The district court rejected the plaintiffs’ argument that the removal was premature because the Illinois Supreme Court had not yet ruled upon the pending motion to consolidate. The district court noted that the time for removal began to run when the defendant received the Rule 384 motion because under 28 U.S.C. §1446(b) it was a pleading, motion, order or other paper from which it may first be ascertained that the case is one which is or has become removable. CAFA triggers removal when a joint trial is proposed.

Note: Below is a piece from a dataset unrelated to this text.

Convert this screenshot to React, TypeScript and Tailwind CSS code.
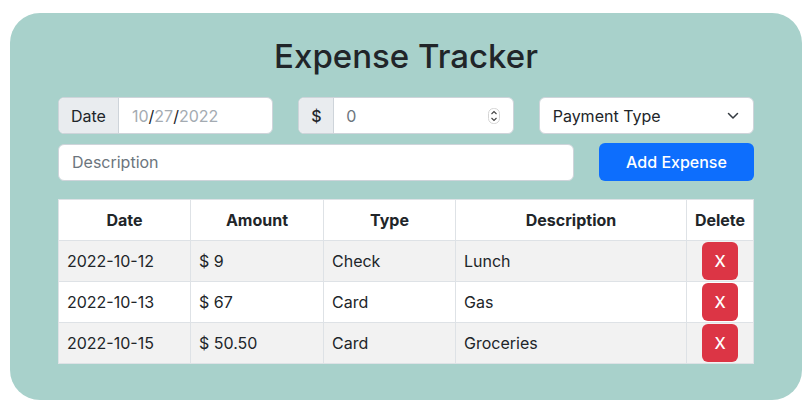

The district court also rejected the plaintiffs’ argument that the removal was untimely because more than 30 days prior to removal, a state court judge had issued an order stating that all of the related cases would be reassigned to a particular judge “through trial.” The plaintiffs argued that this language triggered CAFA jurisdiction, but the district court disagreed, citing Koral v. Boeing Co., 628 F.3d 945 (7th Cir. 2011) for the proposition that a court cannot create a “mass action.” Only a motion by the plaintiffs proposing consolidation for trial establishes federal jurisdiction.